Milwaukee was good last season. Really good. The Bucks won 60 games and their first postseason series in 18 years.
But they lacked deep-playoff experience. They thought first-round exits the previous couple years had readied them. It wasn’t enough. They ran into a Toronto team that was more prepared to rise to the occasion, even after Milwaukee took a 2-0 series lead.
Most of the NBA makes the first round. Some first-round teams are mediocre. Their opponents don’t need to hit top gear. Attention is divided between 16 teams and eight series. The first round is bigger than the regular season, though only so much.
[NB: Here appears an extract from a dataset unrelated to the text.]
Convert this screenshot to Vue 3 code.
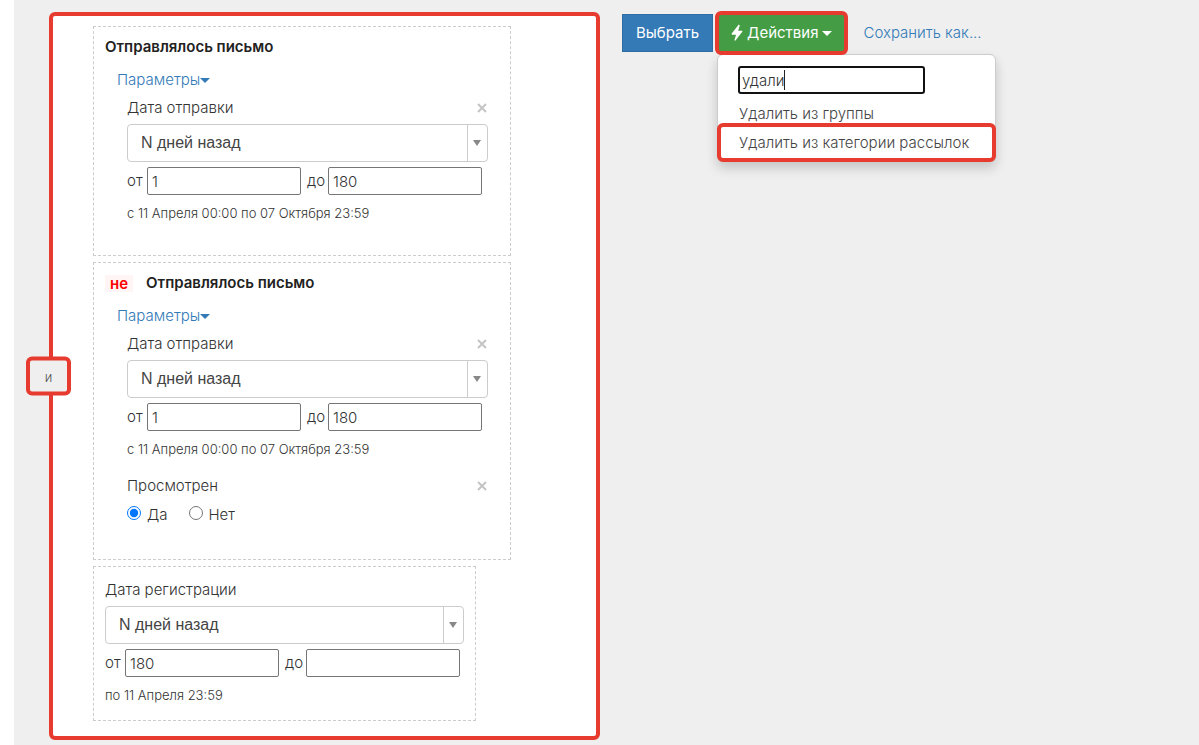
<script setup>
import { ref } from 'vue'

const cards = ref([
  {
    id: 'sent',
    title: 'Отправлялось письмо',
    negated: false,
    from: '1',
    to: '180',
    note: 'с 11 Апреля 00:00 по 07 Октября 23:59',
    viewed: null,
  },
  {
    id: 'not-sent',
    title: 'Отправлялось письмо',
    negated: true,
    from: '1',
    to: '180',
    note: 'с 11 Апреля 00:00 по 07 Октября 23:59',
    viewed: 'yes',
  },
])
const registration = ref({ from: '180', to: '', note: 'по 11 Апреля 23:59' })
const query = ref('удали')
</script>

<template>
  <div class="page">
    <main class="content">
      <section class="rules" aria-label="Условия">
        <button type="button" class="joiner">и</button>

        <article v-for="card in cards" :key="card.id" class="card">
          <h2 class="title"><span v-if="card.negated" class="not">не</span>{{ card.title }}</h2>
          <a href="#" class="params">Параметры<span class="caret"></span></a>
          <div class="fields">
            <div class="field">
              <div class="field-head">
                <label :for="card.id + '-mode'">Дата отправки</label>
                <button type="button" class="remove" aria-label="Убрать">
                  <svg viewBox="0 0 10 10" width="10" height="10"><path d="M1 1l8 8M9 1l-8 8" /></svg>
                </button>
              </div>
              <div class="select-box">
                <select :id="card.id + '-mode'"><option>N дней назад</option></select>
              </div>
              <div class="range">
                <label :for="card.id + '-from'">от</label>
                <input :id="card.id + '-from'" v-model="card.from" type="text" />
                <label :for="card.id + '-to'" class="to">до</label>
                <input :id="card.id + '-to'" v-model="card.to" type="text" />
              </div>
              <p class="note">{{ card.note }}</p>
            </div>
            <div v-if="card.viewed" class="field">
              <div class="field-head">
                <span>Просмотрен</span>
                <button type="button" class="remove" aria-label="Убрать">
                  <svg viewBox="0 0 10 10" width="10" height="10"><path d="M1 1l8 8M9 1l-8 8" /></svg>
                </button>
              </div>
              <div class="radios">
                <label><input v-model="card.viewed" type="radio" name="viewed" value="yes" />Да</label>
                <label><input v-model="card.viewed" type="radio" name="viewed" value="no" />Нет</label>
              </div>
            </div>
          </div>
        </article>

        <article class="card compact">
          <div class="field">
            <div class="field-head"><label for="reg-mode">Дата регистрации</label></div>
            <div class="select-box">
              <select id="reg-mode"><option>N дней назад</option></select>
            </div>
            <div class="range">
              <label for="reg-from">от</label>
              <input id="reg-from" v-model="registration.from" type="text" />
              <label for="reg-to" class="to">до</label>
              <input id="reg-to" v-model="registration.to" type="text" />
            </div>
            <p class="note">{{ registration.note }}</p>
          </div>
        </article>
      </section>

      <div class="toolbar">
        <button type="button" class="pick">Выбрать</button>
        <div class="dropdown">
          <button type="button" class="actions">
            <svg class="bolt" viewBox="0 0 12 18" width="12" height="18"><path d="M7.8 0.5L0.5 9.8l0.6 0.9h4L3.4 16.2l0.9 0.5L11.5 7.6l-0.5-0.9H7.2L8.8 1.2z" /></svg>
            <span>Действия</span><span class="caret"></span>
          </button>
          <div class="menu">
            <div class="search">
              <input v-model="query" type="text" aria-label="Поиск действия" />
              <span class="cursor"></span>
            </div>
            <a href="#" class="item">Удалить из группы</a>
            <a href="#" class="item marked">Удалить из категории рассылок</a>
          </div>
        </div>
        <a href="#" class="save">Сохранить как...</a>
      </div>
    </main>
  </div>
</template>

<style>
body {
  margin: 0;
  background: #fff;
}
</style>

<style scoped>
* {
  box-sizing: border-box;
}
.page {
  min-height: 100vh;
  display: flex;
  padding-left: 14px;
  font-family: Inter, Roboto, "Liberation Sans", sans-serif;
  font-size: 15px;
  font-weight: 300;
  line-height: 24px;
  color: #333;
}
button,
input {
  font: inherit;
  color: inherit;
}
button {
  cursor: pointer;
}
a {
  color: #337ab7;
  text-decoration: none;
}
.content {
  flex: 1;
  display: flex;
  align-items: flex-start;
  gap: 22px;
  padding: 11px 35px 5px;
  background: #efefef;
}
.rules {
  position: relative;
  flex: 0 1 551px;
  min-width: 0;
  display: flex;
  flex-direction: column;
  gap: 6px;
  margin-top: 1px;
  padding: 10px 85px 15px 40px;
  border: 4px solid #e63b2e;
  border-radius: 6px;
  background: #fff;
}
.joiner {
  position: absolute;
  top: 50%;
  left: -27px;
  width: 45px;
  height: 39px;
  transform: translateY(-50%);
  padding: 0;
  border: 4px solid #e63b2e;
  border-radius: 6px;
  background: #efefef;
  font-size: 13px;
  color: #555;
}
.card {
  padding: 8px 11px 17px;
  border: 1px dashed #ccc;
}
.compact {
  margin-right: 35px;
  padding: 11px 11px 0;
}
.title {
  display: flex;
  align-items: center;
  gap: 13px;
  margin: 0 0 9px;
  font-size: 15px;
  line-height: 24px;
  font-weight: 600;
  color: #222;
}
.not {
  padding: 0 5px;
  line-height: 17px;
  background: #fff5f5;
  color: #f00;
}
.params {
  display: flex;
  align-items: center;
  margin: 0 12px 4px;
}
.caret {
  border: 5px solid transparent;
  border-top-color: currentColor;
  border-bottom: 0;
}
.fields {
  padding: 0 11px 0 22px;
}
.field {
  margin-bottom: 15px;
}
.field-head {
  display: flex;
  align-items: center;
  justify-content: space-between;
  margin-bottom: 4px;
}
.remove {
  display: flex;
  padding: 0;
  margin-right: 1px;
  border: 0;
  background: none;
}
.remove svg {
  fill: none;
  stroke: #c4c4c4;
  stroke-width: 2;
}
.select-box {
  position: relative;
  margin-bottom: 5px;
}
.select-box::before {
  content: "";
  position: absolute;
  top: 1px;
  bottom: 1px;
  right: 20px;
  border-left: 1px solid #ccc;
  pointer-events: none;
}
.select-box::after {
  content: "";
  position: absolute;
  top: 16px;
  right: 7px;
  border: 4px solid transparent;
  border-top: 6px solid #888;
  border-bottom: 0;
  pointer-events: none;
}
select {
  display: block;
  width: 100%;
  height: 38px;
  padding: 0 30px 2px 13px;
  appearance: none;
  border: 1px solid #ccc;
  border-radius: 4px;
  background: #fff;
  font-family: "Liberation Sans", Arial, sans-serif;
  font-size: 16px;
  color: #444;
}
.range {
  display: grid;
  grid-template-columns: 20px minmax(0, 154px) 27px minmax(0, 154px);
  align-items: center;
  margin-bottom: 8px;
}
.range input {
  width: 100%;
  height: 28px;
  padding: 0 4px;
  border: 1px solid #767676;
  border-radius: 2px;
  background: #fff;
}
.to {
  padding-left: 6px;
}
.note {
  margin: 0;
  font-size: 13px;
  line-height: 20px;
}
.radios {
  display: flex;
  gap: 21px;
  padding-top: 1px;
}
.radios label {
  display: flex;
  gap: 6px;
}
.radios input {
  width: 14px;
  height: 14px;
  margin: 3px 0 0;
}
.toolbar {
  flex: 1 0 auto;
  display: flex;
  align-items: center;
}
.pick {
  height: 38px;
  padding: 0 13px;
  border: 1px solid #2e6da4;
  background: #337ab7;
  color: #fff;
  font-weight: 400;
}
.dropdown {
  position: relative;
  margin: 0 15px 0 2px;
}
.actions {
  position: relative;
  z-index: 1;
  display: flex;
  align-items: center;
  gap: 4px;
  height: 44px;
  padding: 0 12px;
  border: 4px solid #e63b2e;
  border-radius: 6px;
  background: #449d44;
  color: #fff;
  font-weight: 400;
}
.bolt {
  fill: #fff;
}
.menu {
  position: absolute;
  top: 43px;
  left: 2px;
  width: 279px;
  padding-top: 11px;
  border: 1px solid #ccc;
  border-radius: 6px;
  background: #fff;
  box-shadow: 0 6px 12px rgba(0, 0, 0, 0.18);
}
.search {
  position: relative;
  margin: 0 70px 8px 20px;
}
.search input {
  display: block;
  width: 100%;
  height: 28px;
  padding: 0 2px;
  border: 2px solid #111;
  border-radius: 3px;
  outline: 0;
  background: #fff;
}
.cursor {
  position: absolute;
  top: 4px;
  left: 46px;
  height: 20px;
  border-left: 1px solid #222;
}
.item {
  display: block;
  padding: 0 21px;
  white-space: nowrap;
  color: #444;
}
.marked {
  position: relative;
  margin: -3px -1px -1px;
  padding: 4px 18px 3px;
  border: 4px solid #e63b2e;
  border-radius: 6px;
}
</style>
In the second round, it gets real. Practically every team is good. With only four series, each comes under a national microscope. Pressure increases exponentially. It’s difficult, nearing impossible, to duplicate the experience of playing that deep into the playoffs. Players just must go through it, usually losing the first time.
The NBA adopted a 16-team postseason in 1984. In every year since then, the NBA champion has had significant prior experience beyond the first round.
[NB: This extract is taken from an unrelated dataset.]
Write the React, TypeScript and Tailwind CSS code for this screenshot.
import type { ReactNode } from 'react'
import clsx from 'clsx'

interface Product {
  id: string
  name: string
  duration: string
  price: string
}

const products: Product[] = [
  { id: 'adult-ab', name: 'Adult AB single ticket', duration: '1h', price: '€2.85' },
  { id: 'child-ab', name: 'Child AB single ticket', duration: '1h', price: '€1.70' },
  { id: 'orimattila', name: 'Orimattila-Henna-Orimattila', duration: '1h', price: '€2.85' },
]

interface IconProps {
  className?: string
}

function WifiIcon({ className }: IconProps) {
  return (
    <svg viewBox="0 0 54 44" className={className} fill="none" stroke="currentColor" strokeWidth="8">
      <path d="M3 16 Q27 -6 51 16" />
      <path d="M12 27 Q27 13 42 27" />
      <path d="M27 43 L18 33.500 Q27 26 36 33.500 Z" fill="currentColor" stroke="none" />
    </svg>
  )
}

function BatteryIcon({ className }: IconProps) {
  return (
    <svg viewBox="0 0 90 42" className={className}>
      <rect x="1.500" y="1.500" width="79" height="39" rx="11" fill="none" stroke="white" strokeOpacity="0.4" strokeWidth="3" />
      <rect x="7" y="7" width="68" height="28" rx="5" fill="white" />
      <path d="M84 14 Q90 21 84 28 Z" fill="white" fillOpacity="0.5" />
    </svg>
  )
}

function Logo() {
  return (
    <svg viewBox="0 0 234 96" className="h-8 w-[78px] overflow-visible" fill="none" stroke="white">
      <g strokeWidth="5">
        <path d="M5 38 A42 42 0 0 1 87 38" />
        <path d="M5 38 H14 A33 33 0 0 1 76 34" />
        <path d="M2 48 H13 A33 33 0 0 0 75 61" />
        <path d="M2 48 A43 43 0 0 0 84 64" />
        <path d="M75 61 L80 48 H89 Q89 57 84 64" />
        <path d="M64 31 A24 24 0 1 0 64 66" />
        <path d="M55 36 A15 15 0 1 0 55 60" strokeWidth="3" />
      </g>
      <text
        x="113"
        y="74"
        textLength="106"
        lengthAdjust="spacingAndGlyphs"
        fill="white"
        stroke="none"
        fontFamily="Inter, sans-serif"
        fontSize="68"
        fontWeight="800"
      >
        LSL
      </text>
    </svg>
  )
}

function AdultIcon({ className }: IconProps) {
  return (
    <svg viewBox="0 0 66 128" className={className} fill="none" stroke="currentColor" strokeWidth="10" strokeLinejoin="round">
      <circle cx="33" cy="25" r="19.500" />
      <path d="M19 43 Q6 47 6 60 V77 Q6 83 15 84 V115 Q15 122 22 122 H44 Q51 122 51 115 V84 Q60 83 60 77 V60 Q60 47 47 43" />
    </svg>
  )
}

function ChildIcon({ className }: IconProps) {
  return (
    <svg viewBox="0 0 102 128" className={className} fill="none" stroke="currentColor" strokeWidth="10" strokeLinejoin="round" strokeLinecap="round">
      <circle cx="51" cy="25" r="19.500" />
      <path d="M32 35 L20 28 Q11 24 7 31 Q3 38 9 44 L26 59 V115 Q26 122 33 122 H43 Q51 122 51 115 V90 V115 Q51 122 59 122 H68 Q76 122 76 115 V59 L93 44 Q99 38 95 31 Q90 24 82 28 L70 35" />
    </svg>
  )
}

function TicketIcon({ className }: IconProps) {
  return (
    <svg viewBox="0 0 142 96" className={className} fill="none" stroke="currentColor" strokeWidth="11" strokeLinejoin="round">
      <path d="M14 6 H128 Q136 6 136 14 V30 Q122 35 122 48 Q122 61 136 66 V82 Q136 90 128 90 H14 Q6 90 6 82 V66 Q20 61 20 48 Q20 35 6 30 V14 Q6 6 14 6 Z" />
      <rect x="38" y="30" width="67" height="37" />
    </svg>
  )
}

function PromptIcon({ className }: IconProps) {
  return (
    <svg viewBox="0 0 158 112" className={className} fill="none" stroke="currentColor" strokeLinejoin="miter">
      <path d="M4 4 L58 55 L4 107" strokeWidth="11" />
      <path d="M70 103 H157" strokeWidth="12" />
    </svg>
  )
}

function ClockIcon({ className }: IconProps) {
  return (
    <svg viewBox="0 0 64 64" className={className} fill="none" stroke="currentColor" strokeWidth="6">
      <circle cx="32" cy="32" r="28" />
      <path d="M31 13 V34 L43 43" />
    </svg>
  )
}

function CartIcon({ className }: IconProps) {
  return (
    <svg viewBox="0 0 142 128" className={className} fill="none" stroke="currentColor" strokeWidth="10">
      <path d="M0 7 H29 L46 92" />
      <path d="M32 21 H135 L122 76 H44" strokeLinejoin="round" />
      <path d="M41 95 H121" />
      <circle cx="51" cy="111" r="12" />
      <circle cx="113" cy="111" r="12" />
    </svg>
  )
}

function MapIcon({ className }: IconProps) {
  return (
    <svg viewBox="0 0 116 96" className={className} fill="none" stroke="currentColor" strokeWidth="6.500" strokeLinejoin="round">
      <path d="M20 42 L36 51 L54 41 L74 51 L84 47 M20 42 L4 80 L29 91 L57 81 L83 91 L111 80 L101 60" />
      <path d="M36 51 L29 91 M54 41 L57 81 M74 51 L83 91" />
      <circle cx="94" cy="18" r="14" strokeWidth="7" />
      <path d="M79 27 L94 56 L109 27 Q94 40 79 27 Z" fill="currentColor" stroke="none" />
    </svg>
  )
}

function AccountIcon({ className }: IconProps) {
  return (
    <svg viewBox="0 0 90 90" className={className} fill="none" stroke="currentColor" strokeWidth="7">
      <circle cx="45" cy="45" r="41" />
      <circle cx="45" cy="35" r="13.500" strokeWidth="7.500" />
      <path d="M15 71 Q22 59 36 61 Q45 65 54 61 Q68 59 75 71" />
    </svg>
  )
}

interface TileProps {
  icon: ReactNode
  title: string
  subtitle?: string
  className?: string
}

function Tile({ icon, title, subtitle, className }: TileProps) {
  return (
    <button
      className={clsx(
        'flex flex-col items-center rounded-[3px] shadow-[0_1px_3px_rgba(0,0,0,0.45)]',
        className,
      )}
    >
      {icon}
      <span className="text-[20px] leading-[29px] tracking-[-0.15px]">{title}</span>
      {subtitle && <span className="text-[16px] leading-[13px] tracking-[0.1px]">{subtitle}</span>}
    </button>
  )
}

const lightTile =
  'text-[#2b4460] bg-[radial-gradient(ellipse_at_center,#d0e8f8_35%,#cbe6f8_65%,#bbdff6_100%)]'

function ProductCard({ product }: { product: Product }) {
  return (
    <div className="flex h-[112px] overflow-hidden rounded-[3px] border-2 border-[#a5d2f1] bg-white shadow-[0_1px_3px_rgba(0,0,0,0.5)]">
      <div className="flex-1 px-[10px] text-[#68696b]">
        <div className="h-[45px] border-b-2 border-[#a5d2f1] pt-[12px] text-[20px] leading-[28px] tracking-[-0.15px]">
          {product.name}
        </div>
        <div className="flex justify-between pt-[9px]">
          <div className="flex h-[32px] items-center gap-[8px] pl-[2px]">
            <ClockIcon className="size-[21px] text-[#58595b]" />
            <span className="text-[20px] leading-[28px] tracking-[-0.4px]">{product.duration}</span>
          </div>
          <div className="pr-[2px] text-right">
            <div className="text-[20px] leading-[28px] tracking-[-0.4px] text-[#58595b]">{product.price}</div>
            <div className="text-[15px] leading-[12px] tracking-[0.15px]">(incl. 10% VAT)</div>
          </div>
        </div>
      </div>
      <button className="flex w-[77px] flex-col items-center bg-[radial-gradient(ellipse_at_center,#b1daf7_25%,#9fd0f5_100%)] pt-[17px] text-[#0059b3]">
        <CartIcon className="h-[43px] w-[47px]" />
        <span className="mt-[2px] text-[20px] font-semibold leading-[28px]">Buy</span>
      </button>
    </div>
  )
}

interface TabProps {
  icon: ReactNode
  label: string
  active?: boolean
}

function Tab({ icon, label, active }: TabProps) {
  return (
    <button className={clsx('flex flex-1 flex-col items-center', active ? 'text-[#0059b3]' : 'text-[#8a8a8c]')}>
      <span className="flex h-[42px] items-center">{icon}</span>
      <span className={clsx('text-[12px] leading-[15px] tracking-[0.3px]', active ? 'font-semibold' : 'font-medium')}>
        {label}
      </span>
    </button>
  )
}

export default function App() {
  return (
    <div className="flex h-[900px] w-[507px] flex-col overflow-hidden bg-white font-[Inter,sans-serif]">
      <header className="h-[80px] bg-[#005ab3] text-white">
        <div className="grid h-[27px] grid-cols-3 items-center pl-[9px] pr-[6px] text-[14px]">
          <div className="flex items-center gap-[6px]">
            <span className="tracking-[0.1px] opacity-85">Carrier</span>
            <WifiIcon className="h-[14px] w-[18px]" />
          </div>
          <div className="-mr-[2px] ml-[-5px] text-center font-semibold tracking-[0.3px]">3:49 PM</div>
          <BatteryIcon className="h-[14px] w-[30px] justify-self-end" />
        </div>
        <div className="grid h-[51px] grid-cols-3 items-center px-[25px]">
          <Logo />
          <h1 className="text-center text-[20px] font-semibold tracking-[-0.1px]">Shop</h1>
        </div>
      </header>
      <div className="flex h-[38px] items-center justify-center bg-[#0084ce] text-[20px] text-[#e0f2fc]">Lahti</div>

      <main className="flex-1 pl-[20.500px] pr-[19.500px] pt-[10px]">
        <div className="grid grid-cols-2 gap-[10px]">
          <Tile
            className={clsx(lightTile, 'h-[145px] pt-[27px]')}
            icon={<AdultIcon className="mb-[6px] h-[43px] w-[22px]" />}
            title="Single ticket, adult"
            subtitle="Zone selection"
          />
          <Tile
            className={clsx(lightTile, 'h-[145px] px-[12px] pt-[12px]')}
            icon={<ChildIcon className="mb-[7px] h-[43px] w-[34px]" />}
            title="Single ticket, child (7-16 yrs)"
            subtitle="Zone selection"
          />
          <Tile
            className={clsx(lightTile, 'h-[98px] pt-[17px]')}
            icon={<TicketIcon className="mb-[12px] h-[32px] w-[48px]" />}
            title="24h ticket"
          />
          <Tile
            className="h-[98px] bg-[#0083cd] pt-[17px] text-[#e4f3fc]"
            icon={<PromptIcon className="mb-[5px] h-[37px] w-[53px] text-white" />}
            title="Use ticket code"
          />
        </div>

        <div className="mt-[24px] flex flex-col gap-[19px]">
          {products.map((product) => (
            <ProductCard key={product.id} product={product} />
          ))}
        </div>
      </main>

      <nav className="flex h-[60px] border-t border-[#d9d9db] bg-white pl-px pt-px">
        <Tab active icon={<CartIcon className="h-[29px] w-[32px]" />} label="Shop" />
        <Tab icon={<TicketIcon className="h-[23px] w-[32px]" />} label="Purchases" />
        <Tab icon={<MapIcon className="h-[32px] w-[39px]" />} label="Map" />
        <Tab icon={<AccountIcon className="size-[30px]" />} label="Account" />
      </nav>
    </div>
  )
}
Of the 35 NBA champions in this era, 33 gave at least 82% of their postseason minutes to players who’d already played beyond the first round in a prior year.
The two exceptions – 2003 Spurs and 2008 Celtics – clocked in at a still fairly high 69%. San Antonio gave significant roles to Stephen Jackson and rookie Manu Ginobili, but still had experienced stalwarts like Tim Duncan, Tony Parker, Bruce Bowen and David Robinson. Boston started youngsters Rajon Rondo and Kendrick Perkins, but obviously Kevin Garnett, Paul Pierce and Ray Allen were the core of that team.
The percentage of the Bucks’ 2019 postseason minutes given to players with prior experience beyond the first round? Just 47%.
Antetokounmpo, Khris Middleton and Brook Lopez had never advanced that far. Eric Bledsoe did it only as a second-year reserve with the Clippers in 2012.
Deep-playoff experience doesn’t guarantee a championship. But it’s a near-mandatory perquisite. It’s just too difficult to understand the intensity, focus and skill necessary to succeed un that level without experiencing it first.
Antetokounmpo was particularly flummoxed. Leonard led a defense that keyed on him. Without a reliable jumper, Antetokounmpo just didn’t have enough counters to fight back. The burden was mentally and physically exhausting – even for the regular-season MVP.
Perhaps coincidentally, the question Antetokounmpo didn’t answer was about the value of playoff experience.
He and the Bucks have it now, and that gives them a real chance at a championship this season.